Mais bon, y’en a un petit paquet, là-haut, pour qui, ce n’était vraiment juste qu’un petit moment à passer. Si la date et l’ampleur précise d’une crise n’est pas vraiment prévisible, les crises sont un phénomène inévitable dans notre économie et elles arrivent périodiquement. Je ne me mouillerais pas beaucoup en prédisant qu’une autre grande crise arrivera avant 30 ans.
chantalmilhitdumont
beaucoup aimé, tellement vrai et plein de fraîcheur dans la formulation…
zobi8225
Vous vous gauchisez, et c’est très bien !
Erondael
Suite au lien proposé par samy, j’ai découvert l’Hymne Européen dont je n’avais jamais entendu parlé. Quelques clics plus tard j’atterris sur http://www.coe.int/t/dc/av/hymne_FR… , page de mise à disposition de l’enregistrement dudit hymne où l’on peut lire :
"Cette interprétation de l’Hymne Européen, la "Rhapsodie sur l’Hymne Européen", est une oeuvre protégée. L’ oeuvre, composée par Christophe Guyard, est inscrite au répertoire de la Sacem (France) et n’est pas libre de droits."
Super pour un hymne qui se veut européen…
Serge
Le libre n’est pas plus de "gauche" que les ROMS sont "Francais" et l’éthique voudrait que l’on ne traite pas le pays de la Fontaine (le plus accueillant au monde, après les USA) de "nauséabond"; sinon … on peut le quitter !

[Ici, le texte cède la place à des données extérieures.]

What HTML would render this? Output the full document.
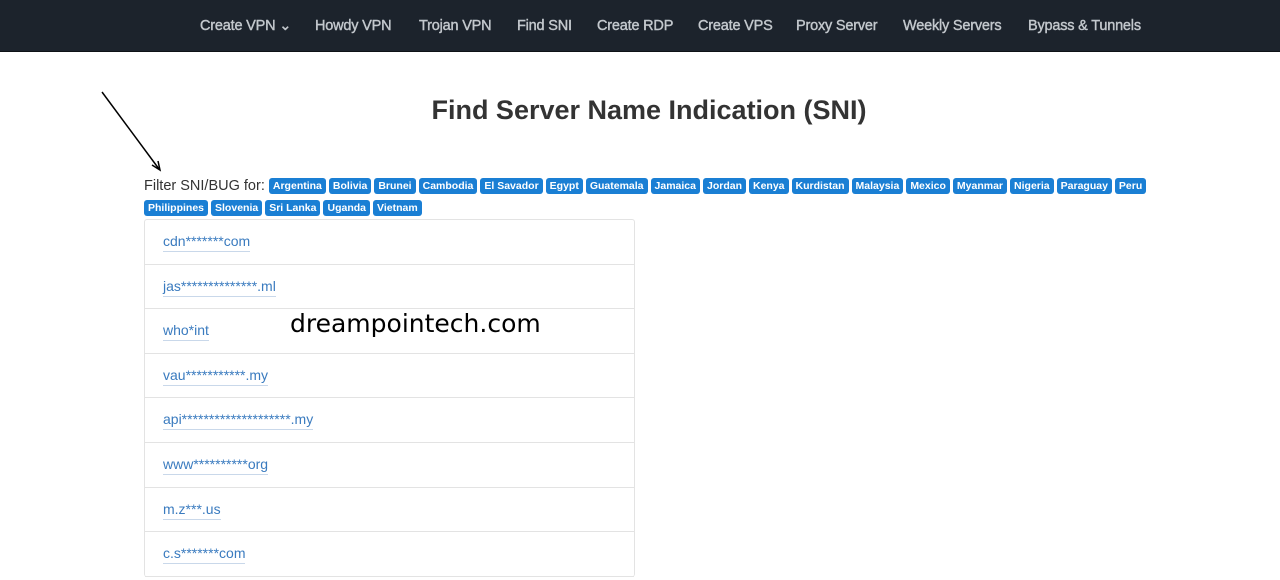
<!DOCTYPE html>
<html><head><style>
html,body{margin:0;width:1280px;height:580px;overflow:hidden;background:#fff;font-family:"Liberation Sans",sans-serif;position:relative}
.nav{height:51px;background:#1c232c;border-bottom:1px solid #0e1216}
.nav span{position:absolute;top:18px;color:#c3c8cd;font-size:14.5px;-webkit-text-stroke:0.4px #c3c8cd;letter-spacing:-0.2px}
h1{position:absolute;top:95px;left:0;width:1298px;text-align:center;margin:0;font-size:27px;color:#333;font-weight:bold}
.f{position:absolute;left:144px;top:175px;width:1010px;font-size:14.5px;color:#333;line-height:22px}
.b{display:inline-block;background:#1a7fd4;color:#fff;font-size:10.5px;font-weight:bold;padding:0 4px;height:16px;line-height:16px;border-radius:3px;margin-right:3px;vertical-align:1px}
.list{position:absolute;left:144px;top:219px;width:489px;border:1px solid #e3e3e3;border-bottom:none;border-radius:3px}
.list div{height:43.6px;border-bottom:1px solid #e3e3e3;padding-left:18px;line-height:42px;font-size:14px}
.list a{color:#3a7bbf;text-decoration:none;border-bottom:1px solid #c9d8ea;padding-bottom:2px}
.wm{position:absolute;left:290px;top:309px;font-family:"DejaVu Sans",sans-serif;font-size:25px;color:#000}
</style></head><body>
<div class="nav">
<span style="left:200px">Create VPN ⌄</span><span style="left:315px">Howdy VPN</span><span style="left:419px">Trojan VPN</span><span style="left:517px">Find SNI</span><span style="left:597px">Create RDP</span><span style="left:698px">Create VPS</span><span style="left:796px">Proxy Server</span><span style="left:903px">Weekly Servers</span><span style="left:1028px">Bypass &amp; Tunnels</span>
</div>
<h1>Find Server Name Indication (SNI)</h1>
<svg style="position:absolute;left:0;top:0" width="200" height="200"><line x1="102" y1="92" x2="159" y2="169" stroke="#000" stroke-width="1.5"/><path d="M152 165 L160 170 L158 161" fill="none" stroke="#000" stroke-width="1.5"/></svg>
<div class="f">Filter SNI/BUG for: <span class="b">Argentina</span><span class="b">Bolivia</span><span class="b">Brunei</span><span class="b">Cambodia</span><span class="b">El Savador</span><span class="b">Egypt</span><span class="b">Guatemala</span><span class="b">Jamaica</span><span class="b">Jordan</span><span class="b">Kenya</span><span class="b">Kurdistan</span><span class="b">Malaysia</span><span class="b">Mexico</span><span class="b">Myanmar</span><span class="b">Nigeria</span><span class="b">Paraguay</span><span class="b">Peru</span><br><span class="b">Philippines</span><span class="b">Slovenia</span><span class="b">Sri Lanka</span><span class="b">Uganda</span><span class="b">Vietnam</span></div>
<div class="list">
<div><a>cdn*******com</a></div><div><a>jas**************.ml</a></div><div><a>who*int</a></div><div><a>vau***********.my</a></div><div><a>api********************.my</a></div><div><a>www**********org</a></div><div><a>m.z***.us</a></div><div><a>c.s*******com</a></div>
</div>
<div class="wm">dreampointech.com</div>
</body></html>
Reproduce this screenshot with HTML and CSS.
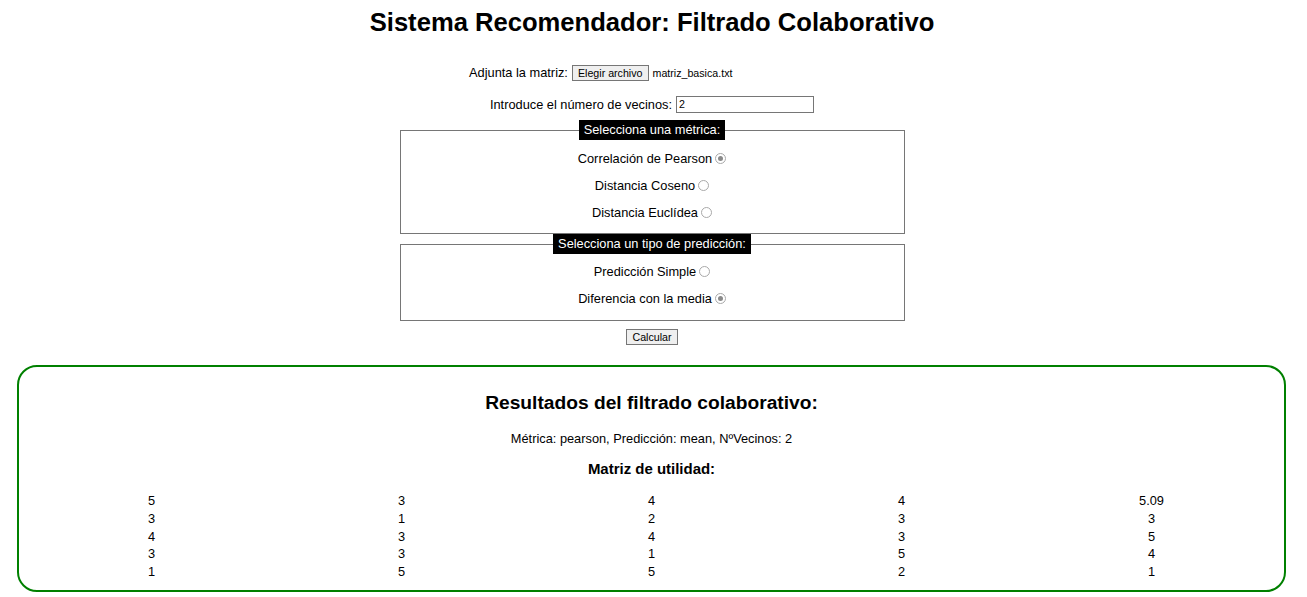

Ce genre de réflexion, destiné à exciter les braves gens, est plutôt hors-sujet, à moins que
ce soit le blog du PS ?
Bonsoir, en attendant des idées plus novatrices ;-))
Francois
Merci beaucoup, très instructif.
Ca aborde autant le débat sur les Roms que sur la fausse sécurité d’Apple, qui tiens les gens en laisse (finalement pas que Apple mais bon).
Bravo
André Cotte
Que fais-tu à enseigner les maths, aka? C’est prof de français que tu devrais faire! Un beau texte, j’aimerais pouvoir en faire autant.